As we are not a large group of people and our time for post creation is short, there are some missing elements from the entire website, including specific posts on how to include Indigenous content authentically, how to fully incorporate First Peoples Principles of Learning, how to encourage inquiry and how to address motivation and self-management, although there is some reference to most of these elements in the site. I am hoping more posts will be written to address the missing issues.

 

References

 

Aoki, T. T, (1993). Legitimating lived curriculum: Towards a curricular landscape of multiplicity, Journal of Curriculum and Supervision8(3). 255-268.

Donald, D. T. (2009). The curricular problem of Indigenousness: Colonial frontier logics, teacher resistances, and the acknowledgment of ethical space. In J. Nahachewsky & I. Johnston (Eds.), Beyond ‘presentism’: Re-imagining the historical, personal, and social places of curriculum (pp.23-41). Sense Publishers.

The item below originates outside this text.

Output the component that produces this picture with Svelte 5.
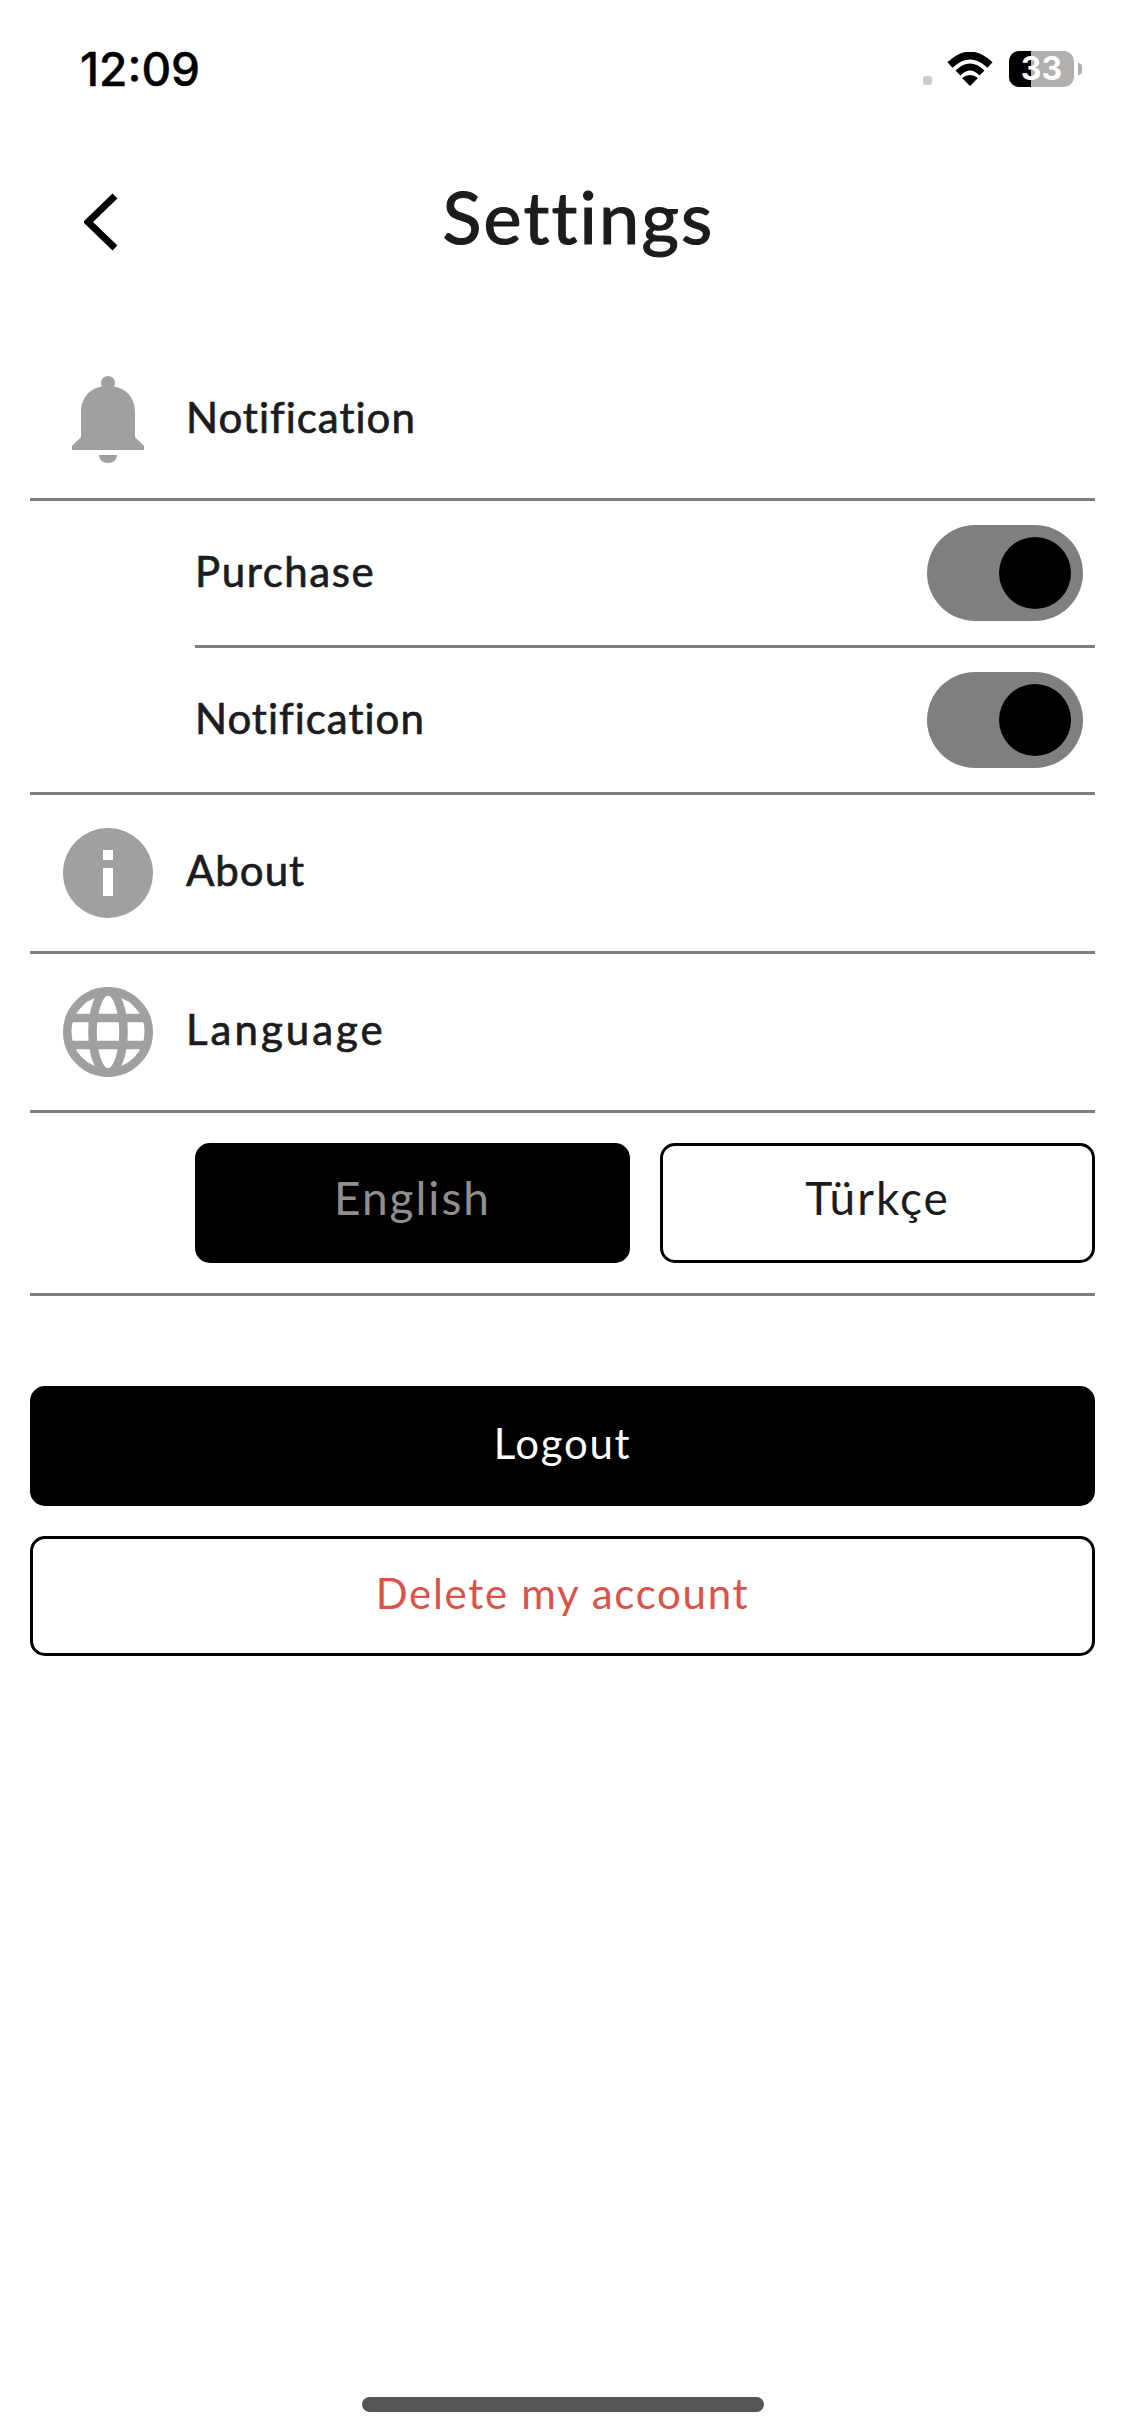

First Nations Education Steering Committee. (2015, September). First Peoples Principles of Learning. [Poster]. http://www.fnesc.ca/wp/wp-content/uploads/2015/09/PUB-LFP-POSTER-Principles-of-Learning-First-Peoples-poster-11×17.pdf

Nahachewsky, J. & Slomp, D. (2009) Sound and Fury: Studied response(s) of curriculum and classroom in digital times. In J. Nahachewsky & I. Johnston (Eds.), Beyond ‘presentism’: Re-imagining the historical, personal, and social places of curriculum (pp.139-151). Sense Publishers.